With respect to the U.S. Attorneys, we did a good job last session confirming 59 U.S. Attorneys once the administration began sending us nominees and we received those nominations in September. The Senate has already acted on another two U.S. Attorneys this year that we had reported at the end of last year. Today we consider two more.

With respect to the U.S. Marshal nominees, the administration did not send the first nomination to fill the critical law enforcement role of United States Marshal for almost 12 months-- until December 11, barely one week before we adjourned. During the course of our final business meeting last year, we received completed paperwork from the Department of Justice on the first Marshal nominee and reported it. That nomination has already been confirmed this year. I hope that today we are now prepared to act on more than a dozen more Marshal nominations for districts across the country that were received at the end of the last session.

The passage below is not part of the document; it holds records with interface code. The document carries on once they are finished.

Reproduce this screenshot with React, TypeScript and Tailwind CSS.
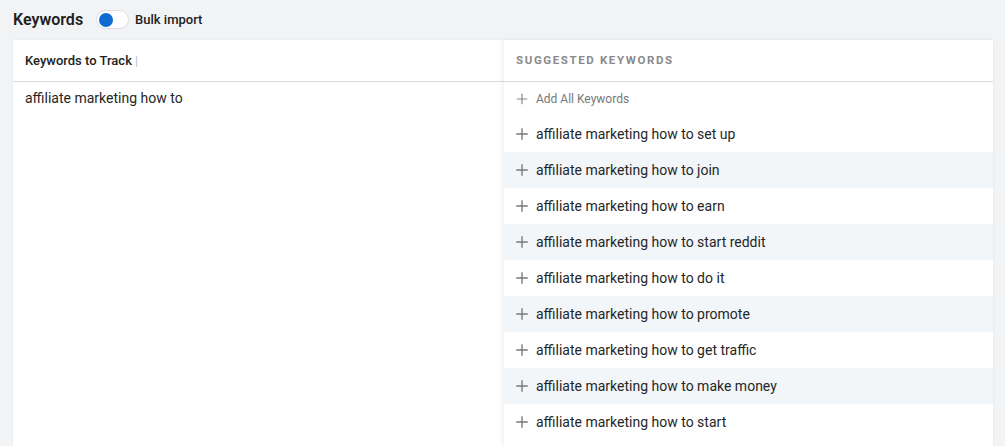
import { Plus } from "lucide-react";

const suggestions = [
  "affiliate marketing how to set up",
  "affiliate marketing how to join",
  "affiliate marketing how to earn",
  "affiliate marketing how to start reddit",
  "affiliate marketing how to do it",
  "affiliate marketing how to promote",
  "affiliate marketing how to get traffic",
  "affiliate marketing how to make money",
  "affiliate marketing how to start",
];

export default function App() {
  return (
    <div className="flex h-[446px] w-[1005px] flex-col overflow-hidden bg-[#f2f3f5] font-['Roboto',sans-serif]">
      <div className="flex h-[40px] shrink-0 items-center gap-[13px] pl-[13px] pb-[1px]">
        <span className="text-[16px] font-semibold text-[#1f1f1f]">Keywords</span>
        <div className="flex items-center gap-[6px]">
          <div className="flex h-[19px] w-[33px] items-center rounded-full border border-[#dcdfe3] bg-white pl-[2px]">
            <div className="h-[14px] w-[14px] rounded-full bg-[#0f6bd1]" />
          </div>
          <span className="text-[13px] font-medium text-[#222]">Bulk import</span>
        </div>
      </div>

      <div className="ml-[13px] flex w-[980px] flex-1 bg-white shadow-[0_0_3px_rgba(0,0,0,0.05)]">
        <div className="w-[491px] shrink-0">
          <div className="flex h-[42px] items-center border-b border-[#dadce0] pl-[12px]">
            <span className="text-[13px] font-medium text-[#222]">Keywords to Track</span>
            <span className="ml-[3px] text-[12px] text-[#bbb]">|</span>
          </div>
          <div className="pl-[12px] pt-[6px] text-[14px] text-[#262626]">
            affiliate marketing how to
          </div>
        </div>

        <div className="relative z-10 flex-1 shadow-[-2px_0_4px_rgba(0,0,0,0.06)]">
          <div className="flex h-[42px] items-center border-b border-[#dadce0] pl-[12px] pt-[1px]">
            <span className="text-[11.5px] font-bold tracking-[0.14em] text-[#8a8a8a]">
              SUGGESTED KEYWORDS
            </span>
          </div>
          <div>
            <div className="flex h-[34px] items-center gap-[6px] pl-[10px] text-[12px] text-[#777]">
              <Plus size={16} strokeWidth={1.8} className="text-[#888]" />
              Add All Keywords
            </div>
            {suggestions.map((s, i) => (
              <div
                key={s}
                className={`flex h-[36px] items-center gap-[5px] pl-[9px] text-[14px] text-[#262626] ${
                  i % 2 === 1 ? "bg-[#f2f6f9]" : "bg-white"
                }`}
              >
                <Plus size={18} strokeWidth={1.8} className="text-[#777]" />
                {s}
              </div>
            ))}
          </div>
        </div>
      </div>
    </div>
  );
}
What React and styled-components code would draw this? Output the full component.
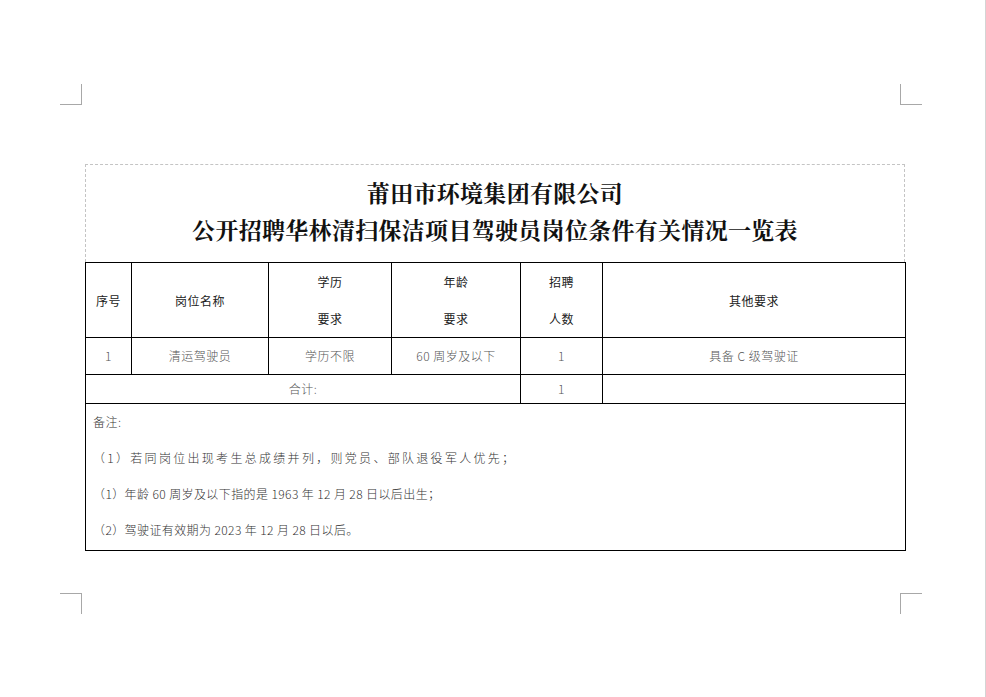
import styled, { createGlobalStyle } from "styled-components";

const GlobalStyle = createGlobalStyle`
  html, body {
    margin: 0;
    padding: 0;
    background: #ffffff;
  }
  body {
    font-family: "Noto Sans CJK SC", "Liberation Sans", sans-serif;
    color: #333;
  }
`;

const Page = styled.div`
  position: relative;
  width: 986px;
  height: 697px;
  box-sizing: border-box;
  border-right: 1px solid #d4d4d4;
  background: #fff;
  overflow: hidden;
`;

// print crop marks in the page corners
const Mark = styled.div`
  position: absolute;
  width: 22px;
  height: 21px;
  box-sizing: border-box;
  border-color: #a8a8a8;
  border-style: solid;
  border-width: 0;
  ${(p) => (p.$top ? "top: 84px; border-bottom-width: 1px;" : "top: 593px; border-top-width: 1px;")}
  ${(p) => (p.$left ? "left: 60px; border-right-width: 1px;" : "left: 900px; border-left-width: 1px;")}
`;

const Sheet = styled.div`
  width: 820px;
  margin: 164px 0 0 85px;
`;

const TitleBox = styled.div`
  height: 98px;
  box-sizing: border-box;
  border: 1px dashed #c4c4c4;
  border-bottom: none;
  padding-top: 9px;
  text-align: center;
`;

const TitleLine = styled.div`
  font-family: "Noto Serif CJK SC", "Noto Sans CJK SC", serif;
  font-weight: 700;
  font-size: 23px;
  line-height: 37px;
  color: #111;
  letter-spacing: 0.3px;
`;

const Table = styled.table`
  width: 820px;
  border-collapse: collapse;
  table-layout: fixed;
  border: 1px solid #000;
`;

const Row = styled.tr`
  height: ${(p) => p.$h}px;
`;

const Cell = styled.td`
  border: 1px solid #000;
  padding: 0;
  text-align: center;
  vertical-align: middle;
  font-size: 12px;
  line-height: ${(p) => (p.$head ? "37px" : "16px")};
  letter-spacing: 0.5px;
  color: ${(p) => (p.$head ? "#222" : "#555")};
  font-weight: ${(p) => (p.$head ? 400 : 300)};
`;

const NotesCell = styled.td`
  border: 1px solid #000;
  padding: 0 0 0 7px;
  text-align: left;
  vertical-align: top;
`;

const NoteLine = styled.div`
  font-size: 12px;
  line-height: 36px;
  color: #333;
  font-weight: 300;
  letter-spacing: ${(p) => p.$ls || 0.5}px;
  white-space: pre;
`;

const cols = [46, 137, 123, 129, 82, 303];

export default function App() {
  return (
    <>
      <GlobalStyle />
      <Page>
        <Mark $top $left />
        <Mark $top />
        <Mark $left />
        <Mark />
        <Sheet>
          <TitleBox>
            <TitleLine>莆田市环境集团有限公司</TitleLine>
            <TitleLine>公开招聘华林清扫保洁项目驾驶员岗位条件有关情况一览表</TitleLine>
          </TitleBox>
          <Table>
            <colgroup>
              {cols.map((w, i) => (
                <col key={i} style={{ width: w }} />
              ))}
            </colgroup>
            <tbody>
              <Row $h={75}>
                <Cell $head>序号</Cell>
                <Cell $head>岗位名称</Cell>
                <Cell $head>
                  学历
                  <br />
                  要求
                </Cell>
                <Cell $head>
                  年龄
                  <br />
                  要求
                </Cell>
                <Cell $head>
                  招聘
                  <br />
                  人数
                </Cell>
                <Cell $head>其他要求</Cell>
              </Row>
              <Row $h={37}>
                <Cell>1</Cell>
                <Cell>清运驾驶员</Cell>
                <Cell>学历不限</Cell>
                <Cell>60 周岁及以下</Cell>
                <Cell>1</Cell>
                <Cell>具备 C 级驾驶证</Cell>
              </Row>
              <Row $h={29}>
                <Cell colSpan={4}>合计:</Cell>
                <Cell>1</Cell>
                <Cell></Cell>
              </Row>
              <Row $h={147}>
                <NotesCell colSpan={6}>
                  <NoteLine>备注:</NoteLine>
                  <NoteLine $ls={2.3}>（1）若同岗位出现考生总成绩并列，则党员、部队退役军人优先；</NoteLine>
                  <NoteLine $ls={0.4}>（1）年龄 60 周岁及以下指的是 1963 年 12 月 28 日以后出生；</NoteLine>
                  <NoteLine $ls={0.4}>（2）驾驶证有效期为 2023 年 12 月 28 日以后。</NoteLine>
                </NotesCell>
              </Row>
            </tbody>
          </Table>
        </Sheet>
      </Page>
    </>
  );
}
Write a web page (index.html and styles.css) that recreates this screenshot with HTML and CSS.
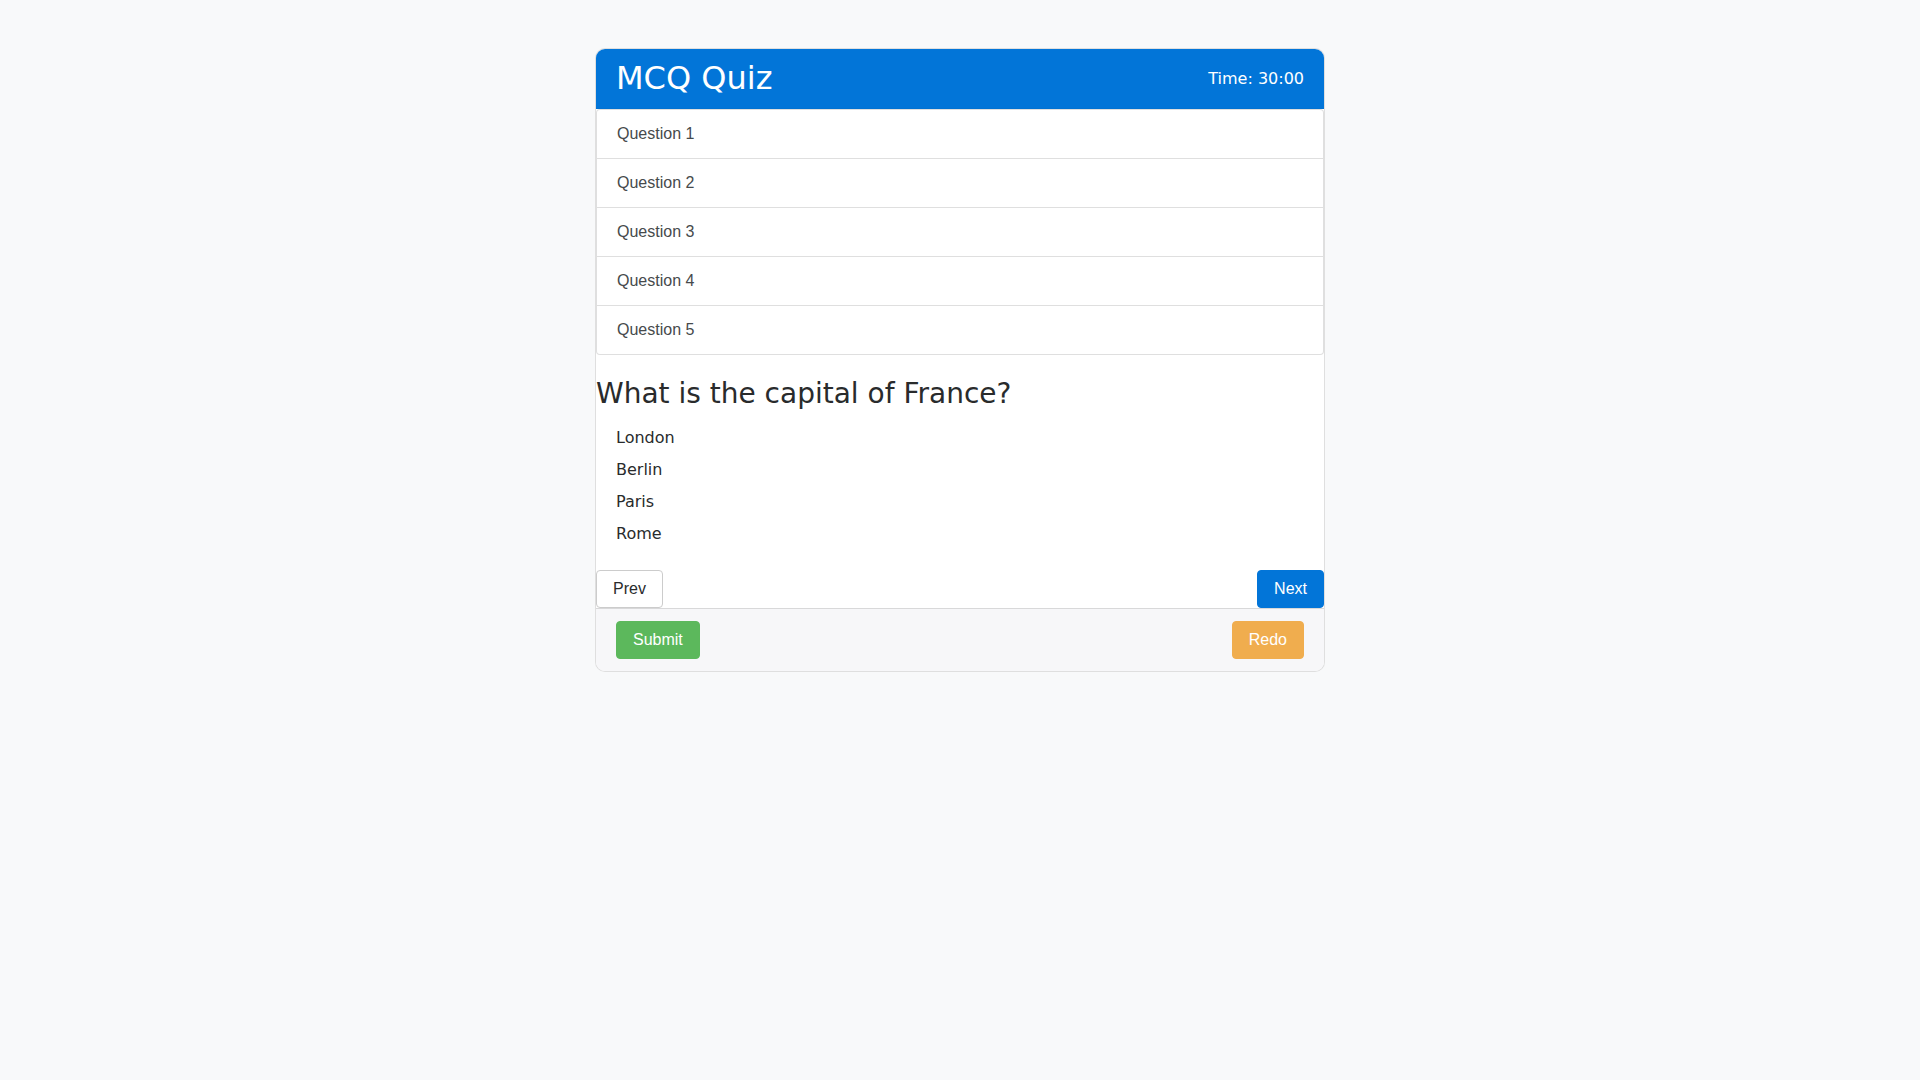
FILE: index.html
```html
<!DOCTYPE html>
<html lang="en">
<head>
<meta charset="utf-8">
<title>MCQ Quiz</title>
<link rel="stylesheet" href="styles.css">
</head>
<body>
<div class="card">
  <div class="card-header">
    <h2 class="title">MCQ Quiz</h2>
    <span class="timer">Time: 30:00</span>
  </div>
  <div class="list-group">
    <div class="list-item">Question 1</div>
    <div class="list-item">Question 2</div>
    <div class="list-item">Question 3</div>
    <div class="list-item">Question 4</div>
    <div class="list-item">Question 5</div>
  </div>
  <div class="quiz-body">
    <h3 class="question">What is the capital of France?</h3>
    <div class="options">
      <div class="option">London</div>
      <div class="option">Berlin</div>
      <div class="option">Paris</div>
      <div class="option">Rome</div>
    </div>
    <div class="nav">
      <button class="btn btn-light">Prev</button>
      <button class="btn btn-primary">Next</button>
    </div>
  </div>
  <div class="card-footer">
    <button class="btn btn-success">Submit</button>
    <button class="btn btn-warning">Redo</button>
  </div>
</div>
</body>
</html>
```
FILE: styles.css
```css
html, body {
  margin: 0;
  padding: 0;
}
body {
  background: #f8f9fa;
  font-family: "DejaVu Sans", sans-serif;
  font-size: 16px;
  color: #292b2c;
  padding-top: 48px;
}
.card {
  width: 730px;
  box-sizing: border-box;
  margin: 0 auto;
  background: #fff;
  border: 1px solid rgba(0,0,0,.125);
  border-radius: 10px;
}
.card-header {
  display: flex;
  justify-content: space-between;
  align-items: center;
  padding: 12px 20px;
  background: #0275d8;
  color: #fff;
  border-bottom: 1px solid #0272d2;
  border-radius: 9px 9px 0 0;
}
.title {
  margin: 0;
  font-size: 32px;
  font-weight: 400;
  line-height: 1.1;
}
.timer {
  font-size: 16px;
  line-height: 24px;
}
.list-group {
  display: flex;
  flex-direction: column;
}
.list-item {
  font-family: "Liberation Sans", Arial, sans-serif;
  font-size: 16px;
  line-height: 24px;
  color: #464a4c;
  padding: 12px 20px;
  border: 1px solid rgba(0,0,0,.125);
  margin-bottom: -1px;
  background: #fff;
}
.list-item:first-child {
  border-radius: 4px 4px 0 0;
}
.list-item:last-child {
  border-radius: 0 0 4px 4px;
  margin-bottom: 0;
}
.quiz-body {
  display: flow-root;
}
.question {
  margin: 24px 0 16.5px;
  font-size: 28px;
  font-weight: 400;
  line-height: 1.1;
  color: #292b2c;
}
.option {
  padding-left: 20px;
  margin-bottom: 8px;
  line-height: 24px;
  font-size: 16px;
}
.nav {
  display: flex;
  justify-content: space-between;
  margin-top: 23.5px;
}
.btn {
  font-family: "Liberation Sans", Arial, sans-serif;
  font-size: 16px;
  line-height: 20px;
  padding: 8px 16px;
  border: 1px solid transparent;
  border-radius: 4px;
  margin: 0;
}
.btn-light {
  background: #fff;
  border-color: #ccc;
  color: #292b2c;
}
.btn-primary {
  background: #0275d8;
  border-color: #0275d8;
  color: #fff;
}
.btn-success {
  background: #5cb85c;
  border-color: #5cb85c;
  color: #fff;
}
.btn-warning {
  background: #f0ad4e;
  border-color: #f0ad4e;
  color: #fff;
}
.card-footer {
  display: flex;
  justify-content: space-between;
  padding: 12px 20px;
  background: #f7f7f9;
  border-top: 1px solid rgba(0,0,0,.125);
  border-radius: 0 0 9px 9px;
}
```
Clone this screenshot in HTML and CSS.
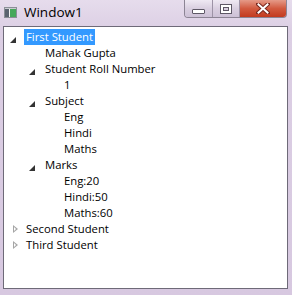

This week Senator Feinstein chaired a hearing on the important issue of cloning. Senator Hatch and Senator Specter raised this matter just before the August recess last year and before the aftermath of September 11, 2001. I know that Senator Hatch and Senator Kennedy, Senator Specter, Senator Brownback and other interested members participated in that hearing on Tuesday and I thank Senators Feinstein, Hatch and Brownback for having cooperated in putting it together.

Just yesterday, we had a hearing on accountability issues that challenge us in the wake of the Enron collapse. I, again, thank Senator Hatch and his staff for their help in quickly organizing a hearing on such an important topic. In addition, I commend Senators Kennedy, Kohl, Feinstein, Feingold, Cantwell and Edwards for their participation and Senators Schumer, Durbin, Grassley and Brownback for their interest. These are matters on which this Committee may be considering legislation in the near future.